By now we’ve all had our long weekends/official starts to summer in North America. I hope you had a lovely long weekend. For most of my readers, school will be out within the next month or less, or might already be finished for the year depending on where you live. It’s officially time to start enjoying most of the summer activities or planning short summer getaways, camping trips, or family vacations.
Travel links for those gearing up for summer travel
If you’re planning on booking flights soon, you might want to read this about the best day to book a flight. It used to be Tuesday, but that isn’t necessarily the case anymore. Seems that it depends.
Tips on how to protect your data while travelling. I learned some things from it, not that I’m an expert but I’m also not a novice.
Remember that three-year-long cruise? Well, there are some problems.

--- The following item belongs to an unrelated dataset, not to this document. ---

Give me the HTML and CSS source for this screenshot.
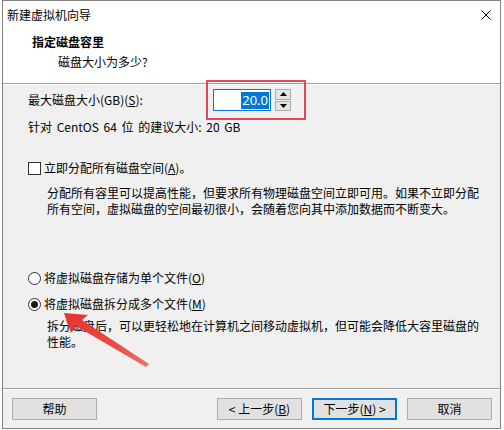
FILE: index.html
```html
<!DOCTYPE html>
<html lang="zh-CN">
<head>
<meta charset="utf-8">
<title>新建虚拟机向导</title>
<link rel="stylesheet" href="styles.css">
</head>
<body>
<div class="window">
  <div class="titlebar">
    <span class="title">新建虚拟机向导</span>
    <svg class="close" width="10" height="10" viewBox="0 0 10 10"><path d="M0.5 0.5 L9.5 9.5 M9.5 0.5 L0.5 9.5" stroke="#000" stroke-width="1" fill="none"/></svg>
  </div>
  <div class="header">
    <div class="h-title">指定磁盘容里</div>
    <div class="h-sub">磁盘大小为多少?</div>
  </div>
  <div class="content">
    <div class="size-row">
      <span class="size-label">最大磁盘大小(GB)(<u>S</u>):</span>
      <div class="field"><span class="sel">20.0</span></div>
      <div class="spin-btns">
        <div class="spin-btn"><svg width="7" height="4" viewBox="0 0 7 4"><path d="M0 4 L3.5 0 L7 4 Z" fill="#000"/></svg></div>
        <div class="spin-btn"><svg width="7" height="4" viewBox="0 0 7 4"><path d="M0 0 L3.5 4 L7 0 Z" fill="#000"/></svg></div>
      </div>
    </div>
    <div class="rec">针对 CentOS 64 位 的建议大小: 20 GB</div>
    <div class="option check-row"><span class="checkbox"></span><span>立即分配所有磁盘空间(<u>A</u>)。</span></div>
    <div class="desc desc1">分配所有容里可以提高性能，但要求所有物理磁盘空间立即可用。如果不立即分配所有空间，虚拟磁盘的空间最初很小，会随着您向其中添加数据而不断变大。</div>
    <div class="option radio-row r1"><span class="radio"></span><span>将虚拟磁盘存储为单个文件(<u>O</u>)</span></div>
    <div class="option radio-row r2"><span class="radio checked"></span><span>将虚拟磁盘拆分成多个文件(<u>M</u>)</span></div>
    <div class="desc desc2">拆分磁盘后，可以更轻松地在计算机之间移动虚拟机，但可能会降低大容里磁盘的性能。</div>
  </div>
  <div class="footer">
    <button class="btn">帮助</button>
    <div class="nav">
      <button class="btn">&lt; 上一步(<u>B</u>)</button>
      <button class="btn default">下一步(<u>N</u>) &gt;</button>
      <button class="btn">取消</button>
    </div>
  </div>
  <div class="annot-rect"></div>
</div>
<svg class="arrow" width="504" height="430" viewBox="0 0 504 430">
  <defs>
    <linearGradient id="ag" x1="64" y1="313" x2="148" y2="367" gradientUnits="userSpaceOnUse">
      <stop offset="0" stop-color="#e6322c"/>
      <stop offset="0.6" stop-color="#ea4a45"/>
      <stop offset="1" stop-color="#f07070"/>
    </linearGradient>
  </defs>
  <path d="M64 313 L88 315 L82 320 L149 364 L146 367 L76 326 L71 333 Z" fill="url(#ag)"/>
</svg>
</body>
</html>
```
FILE: styles.css
```css
* { box-sizing: border-box; }
html, body { margin: 0; padding: 0; }
body {
  position: relative;
  width: 504px;
  height: 430px;
  overflow: hidden;
  background: #ffffff;
  font-family: "Noto Sans CJK SC", "Microsoft YaHei", sans-serif;
  font-size: 12px;
  line-height: 16px;
  color: #000;
}
u { text-decoration: underline; text-underline-offset: 1px; }
.window {
  position: relative;
  margin-left: 2px;
  width: 499px;
  height: 429px;
  border: 1px solid #838383;
  background: #f0f0f0;
  display: flex;
  flex-direction: column;
}
.titlebar {
  height: 30px;
  background: #fff;
  display: flex;
  align-items: center;
  justify-content: space-between;
  padding: 0 9px 2px 4px;
}
.close { display: block; }
.header {
  height: 53px;
  background: #fff;
  border-bottom: 1px solid #a0a0a0;
  padding: 3px 0 0 29px;
}
.h-title { font-weight: 700; }
.h-sub { margin-top: 4px; margin-left: 26px; }
.content {
  flex: 1;
  border-top: 1px solid #fff;
  padding-left: 25px;
}
.size-row {
  margin-top: 4px;
  height: 22px;
  display: flex;
  align-items: center;
}
.size-label { width: 185px; }
.field {
  width: 58px;
  height: 22px;
  border: 1px solid #0078d7;
  background: #fff;
  display: flex;
  align-items: center;
  justify-content: flex-end;
  padding-right: 1px;
}
.sel {
  background: #0078d7;
  color: #fff;
  font-family: "Noto Sans", "Liberation Sans", sans-serif;
  font-size: 13px;
  line-height: 17px;
  padding: 0 1px;
}
.spin-btns {
  margin-left: 4px;
  width: 16px;
  height: 22px;
  display: flex;
  flex-direction: column;
  gap: 1px;
}
.spin-btn {
  flex: 1;
  border: 1px solid #adadad;
  background: #e5e5e5;
  display: flex;
  align-items: center;
  justify-content: center;
}
.spin-btn svg { display: block; }
.rec { margin-top: 8px; word-spacing: 2px; }
.option { display: flex; align-items: center; gap: 3px; }
.check-row { margin-top: 25px; }
.checkbox {
  width: 13px;
  height: 13px;
  border: 1px solid #333;
  background: #fff;
}
.radio {
  width: 13px;
  height: 13px;
  border: 1px solid #333;
  border-radius: 50%;
  background: #fff;
  display: flex;
  align-items: center;
  justify-content: center;
}
.radio.checked::after {
  content: "";
  width: 7px;
  height: 7px;
  border-radius: 50%;
  background: #1a1a1a;
}
.desc { margin-left: 19px; width: 434px; }
.desc1 { margin-top: 9px; }
.r1 { margin-top: 53px; }
.r2 { margin-top: 10px; }
.desc2 { margin-top: 6px; }
.footer {
  height: 40px;
  border-top: 1px solid #a0a0a0;
  box-shadow: inset 0 1px 0 #fff;
  padding: 9px 8px 0 9px;
  display: flex;
  justify-content: space-between;
}
.nav { display: flex; gap: 10px; }
.btn {
  width: 85px;
  height: 22px;
  margin: 0;
  padding: 0;
  border: 1px solid #adadad;
  background: #e1e1e1;
  font-family: inherit;
  font-size: 12px;
  line-height: 18px;
  color: #000;
}
.btn.default {
  border-color: #0078d7;
  box-shadow: inset 0 0 0 1px #0078d7;
}
.annot-rect {
  position: absolute;
  left: 203px;
  top: 79px;
  width: 100px;
  height: 40px;
  border: 2px solid #df4a56;
}
.arrow {
  position: absolute;
  left: 0;
  top: 0;
  pointer-events: none;
}
```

I read that entire article and my only thought was that I would not sell off most of my possessions to purchase something that only lasts 3 years. I would classify that thing as out of my budget and not make the leap. Thoughts? I do have sympathy for those people who sold off everything to go on this three-year sailing adventure. :(
Travel Tales is Afar magazine’s podcast that I enjoy on occasion. This episode, whether you listen to it or read the transcript, both are available at that link, was a fun read and listen. It is about a Croatian-Irish man who has “Traveled the world. But in all his wanders, he’d never really given his Irish side a chance—until now.”
Museums
I’m not a big jewelry person, but this article about a Cartier exhibit at a museum in Mexico City intrigued me. I’d love to see this! This particular museum was also designed by female architect, Frida Escobedo and her design was inspired by a pre-Columbian Aztec pyramid near Mexico City. If you’d like to read a short and casual interview with Escobedo from 2018, I enjoyed this one and this longer one. Museums are obviously an important part of the tourism scene but are equally important for residents and I like that Escobedo considers the space as a public space.
Consuming
This is the month I downloaded the audiobook app Libby to my phone and I’ve been on a roll. I have listened to Taste: My Life through Food by Stanley Tucci and The Storyteller by Dave Grohl. I like audiobooks but I only like nonfiction when I am listening to a story. I am weird and I know it. I enjoyed both memoirs! I had not read a musician’s autobiography since last winter when I read Keith Richards’s book, which was about 150 pages too long but I still liked it. I like music of all kinds, and I like hearing about and reading about the process of writing and creating. So, I always enjoy the autobiography of a musician.
Currently listening to World Travel and enjoying it. It is the travel essays and stories of Anthony Bourdain, focused on food, collected and compiled by writer Laurie Woolever. It is narrated by different friends and family from Bourdain’s life as well. So it has been nice. to have different voices reading it.
Still reading Michelle Obama’s book too! I have been furiously knitting a few things so that doesn’t leave as much time to hold books and look at them.
That’s it for this edition! I have some fun things for the next edition.